# Draft (hull)

The draft or draught of a ship's hull is the vertical distance between the waterline and the bottom of the hull (keel), with the thickness of the hull included; in the case of not being included the draft outline would be obtained. Draft determines the minimum depth of water a ship or boat can safely navigate.[citation needed] The draft can also be used to determine the weight of the cargo on board by calculating the total displacement of water and then using Archimedes' principle. A table made by the shipyard shows the water displacement for each draft. The density of the water (salt or fresh) and the content of the ship's bunkers has to be taken into account. The closely related term "trim" is defined as the difference between the forward and aft drafts.[1]

In commercial ship operations, the ship will usually quote the mean draft as the vessel's draft. However in navigational situations, the maximum draft, usually the aft draft, will be known on the bridge and will be shared with the pilot.

The draft of a ship can be affected by multiple factors, not considering the rise and fall of the ship by displacement:

The drafts are measured with a "banded" scale, from bow and to stern, and for some ships, the average perpendicular measurement is also used. The scale may use traditional English units or metric units. If the English system (Imperial units) is used, the bottom of each marking is the draft in feet and markings are 6 inches high. In metric marking schemes, the bottom of each draft mark is the draft in decimeters and each mark is one decimeter high.

Larger ships try to maintain an average water draft when they are light (without cargo), in order to make a better sea crossing and reduce the effects of the wind (high center of velic force).
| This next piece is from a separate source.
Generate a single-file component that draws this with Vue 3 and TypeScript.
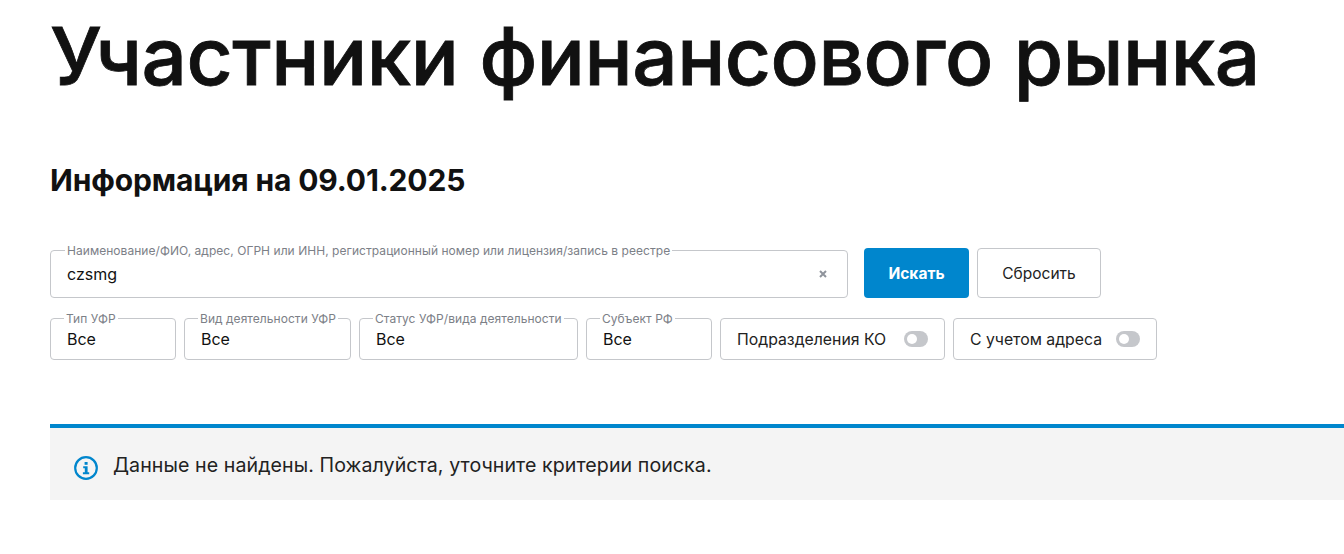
<script setup lang="ts">
const filters: { label: string; width: number }[] = [
  { label: 'Тип УФР', width: 126 },
  { label: 'Вид деятельности УФР', width: 167 },
  { label: 'Статус УФР/вида деятельности', width: 219 },
  { label: 'Субъект РФ', width: 126 },
]
const toggles: { label: string; width: number }[] = [
  { label: 'Подразделения КО', width: 225 },
  { label: 'С учетом адреса', width: 204 },
]
</script>

<template>
  <main class="page">
    <h1 class="title">Участники финансового рынка</h1>
    <h2 class="subtitle">Информация на 09.01.2025</h2>

    <div class="row search-row">
      <div class="field search-field">
        <span class="legend">Наименование/ФИО, адрес, ОГРН или ИНН, регистрационный номер или лицензия/запись в реестре</span>
        <span class="value">czsmg</span>
        <svg class="clear" width="8" height="8" viewBox="0 0 8 8" aria-hidden="true">
          <path d="M1 1l6 6M7 1L1 7" stroke="#8f949c" stroke-width="2" fill="none" />
        </svg>
      </div>
      <button class="btn primary">Искать</button>
      <button class="btn ghost">Сбросить</button>
    </div>

    <div class="row filter-row">
      <div v-for="f in filters" :key="f.label" class="field filter" :style="{ width: f.width + 'px' }">
        <span class="legend">{{ f.label }}</span>
        <span class="value">Все</span>
      </div>
      <div v-for="t in toggles" :key="t.label" class="toggle-box" :style="{ width: t.width + 'px' }">
        <span>{{ t.label }}</span>
        <span class="switch"><span class="knob"></span></span>
      </div>
    </div>

    <div class="alert">
      <svg class="info" width="24" height="24" viewBox="0 0 24 24" aria-hidden="true">
        <circle cx="12" cy="12" r="10.8" fill="none" stroke="#0086cd" stroke-width="2.2" />
        <rect x="10.6" y="6" width="3" height="2.8" fill="#0086cd" />
        <path d="M9.2 10.3h4.4v6h1.6v2H8.9v-2h1.9v-4H9.2z" fill="#0086cd" />
      </svg>
      <span class="alert-text">Данные не найдены. Пожалуйста, уточните критерии поиска.</span>
    </div>
  </main>
</template>

<style>
html, body { margin: 0; background: #fff; }
</style>

<style scoped>
.page {
  height: 554px;
  box-sizing: border-box;
  padding: 0 0 0 50px;
  overflow: hidden;
  font-family: Inter, "Noto Sans", sans-serif;
  color: #1a1a1a;
}
.title {
  margin: 0;
  padding-top: 8px;
  font-size: 80px;
  line-height: 96px;
  font-weight: 500;
  letter-spacing: -0.42px;
  -webkit-text-stroke: 0.8px #111;
  white-space: nowrap;
  color: #111;
}
.subtitle {
  margin: 56px 0 0;
  font-size: 30px;
  line-height: 40px;
  font-weight: 700;
  letter-spacing: -0.14px;
  color: #111;
}
.row { display: flex; }
.search-row { margin-top: 48px; gap: 8px; align-items: flex-end; height: 50px; }
.filter-row { margin-top: 20px; gap: 8px; }
.field {
  position: relative;
  box-sizing: border-box;
  border: 1px solid #c5c7cb;
  border-radius: 4px;
  background: #fff;
  display: flex;
  align-items: center;
  padding: 0 16px;
}
.search-field { width: 798px; height: 48px; margin-right: 8px; }
.filter { height: 42px; }
.legend {
  position: absolute;
  top: -6px;
  left: 14px;
  padding: 0 2px;
  background: #fff;
  font-size: 12px;
  line-height: 12px;
  letter-spacing: 0.045px;
  white-space: nowrap;
  color: #7c8087;
}
.filter .legend { left: 13px; }
.value { font-size: 16px; color: #111; }
.clear { margin-left: auto; margin-right: 4px; }
.btn {
  box-sizing: border-box;
  height: 50px;
  border-radius: 4px;
  font: inherit;
  font-size: 15.5px;
  padding: 0;
}
.primary {
  width: 105px;
  border: 0;
  background: #0086cd;
  color: #fff;
  font-weight: 700;
}
.ghost {
  width: 124px;
  border: 1px solid #c5c7cb;
  background: #fff;
  color: #222;
}
.toggle-box {
  box-sizing: border-box;
  height: 42px;
  border: 1px solid #c5c7cb;
  border-radius: 4px;
  display: flex;
  align-items: center;
  justify-content: space-between;
  padding: 0 16px;
  font-size: 15.8px;
  color: #222;
}
.switch {
  width: 24px;
  height: 16px;
  border-radius: 8px;
  background: #c5c7cb;
  display: flex;
  align-items: center;
  padding-left: 3px;
  box-sizing: border-box;
}
.knob { width: 10px; height: 10px; border-radius: 50%; background: #fff; }
.alert {
  margin-top: 64px;
  box-sizing: border-box;
  height: 76px;
  border-top: 4px solid #0086cd;
  background: #f4f4f4;
  display: flex;
  align-items: center;
  gap: 15px;
  padding-left: 24px;
  font-size: 19.6px;
  color: #222;
}
.info { margin-top: 8px; }
.alert-text { padding-top: 2px; letter-spacing: 0.07px; }
</style>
In order to achieve this they use sailing ballasts to stabilize the ship, following the unloading of cargo.

The water draft of a large ship has little direct link with its stability because stability depends solely on the respective positions of the metacenter of the hull and the center of gravity. It is also true, however, that a "light" ship has quite high stability which can lead to implying too much rolling of the ship (due to memory). A fully laden ship (with a large draft) can have either a strong or weak stability, depending upon the manner by which the ship is loaded (height of the center of gravity).

The draft of ships can be increased when the ship is in motion in shallow water, a phenomenon known as squat (nautical term for the hydrodynamic effect of lower pressure pulling the ship down as it moves).

Draft is a significant factor limiting navigable waterways, especially for large vessels. This includes many shallow coastal waters and reefs, but also some major shipping lanes. Panamax class ships—the largest ships able to transit the Panama Canal—do have a draft limit (and an "air draft" limit for passing under bridges) but are usually limited by beam, or sometimes length overall, for fitting into locks. However, ships can be longer, wider and higher in the Suez Canal, the limiting factor for Suezmax ships is draft. Some supertankers are able to transit the Suez Canal when unladen or partially laden, but not when fully laden.